Project Evaluation and Grading

Get the Gold medal! 🥇

  • Your project performance grade is determined by your classmates and Dr. Yu.

  • Table 1 shows your possible performance grade. For example, if your group finish in second place (Silver) and you are elected as the best contributor, your grade is 98. If your group finish in third place (Bronze), and you are not the best contributor, you get 91.

  • Your project grade will be

Performance Grade Sheet
Best contributor 🎖️ Other members
Gold 🥇 1st 100 97
Silver 🥈 2nd 98 94
Bronze 🥉 3rd 95 91
Other teams 90 87

Group Performance Evaluation

  • You will need to evaluate all group projects except the one you work on.

  • You evaluate group performance based on the rubric attached. Four evaluation criteria are considered:

    • Project Content and Organization (8 pts)
    • Presentation Material (Slides) Quality (4 pts)
    • Oral Presentation Skill and Delivery (4 pts)
    • Interactions and Q&A (4 pts)
  • The total points of a project presentation is 20 points.

  • Evaluation sheets will be provided on the presentation day.

  • How do you get the full points for each category? Check the requirements below. Note that for Content and Organization, data analysis and package projects have different requirements.

  • Content and Organization (Data Analysis)

    • Beautiful visualization helps find out relationship of variables and specification of models
    • All questions are answered accurately by the models
    • Discuss how and why the models are chosen
    • Apply sophisticated models and detailed analysis
    • All ideas are presented in logical order
  • Content and Organization (Packages)

    • Show how and why the package greatly helps us do data science
    • Explain how to use the functions in the package by providing concrete real data science applications and examples with data sets
    • Teach audience with understandable examples of how to appropriately read the outputs and/or why the visualizations are informative and useful for understanding data and analysis results
    • Show the package is better in some sense, its code is shorter, it is run faster, its output is more clear, its plot is prettier, etc
    • All ideas are presented in logical order
  • Presentation Material Quality

    • Presentation material show code and output beautifully
    • Presentation material clearly aid the speaker in telling a coherent story
    • All tables and graphics are informative and related to the topic and make it easier to understand
    • Attractive design, layout, and neatness.
  • Oral Presentation Skill

    • Good volume and energy
    • Proper pace and diction
    • Avoidance of distracting gestures
  • Interactions and Q&A

    • Good eye contact with audience
    • Excellent listening skills
    • Answers audience questions with authority and accuracy
  • After you evaluate 6 group project presentations, you rank them from 1st to 6th based on their earned points.
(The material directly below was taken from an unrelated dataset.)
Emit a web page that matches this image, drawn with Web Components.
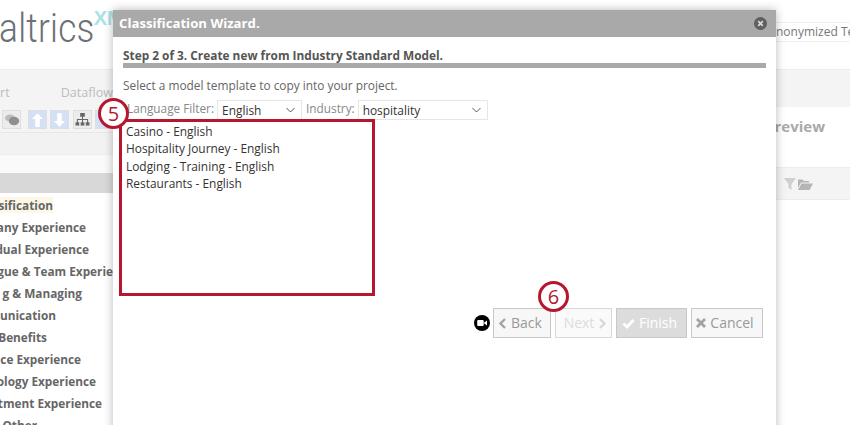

  • No two groups receive the same ranking. If you give two or more groups some points, you still need to give them a different ranking, deciding which teams deserve a higher ranking according to your preference.

Individual Performance Evaluation

  • You choose one single person who you think contributes the most to your group project.

  • You cannot vote for yourself, and you can only vote for one of your teammates.

  • If you don’t vote, you can’t be the best contributor even if you obtain the most votes. The person with the second highest votes wins the best contribution reward.

  • If there is no one single person who gets the most votes, every team member remains the same grade. For example, if your group finish in third place (Bronze), and there is no best contributor, all members receive 91 (See Table 1).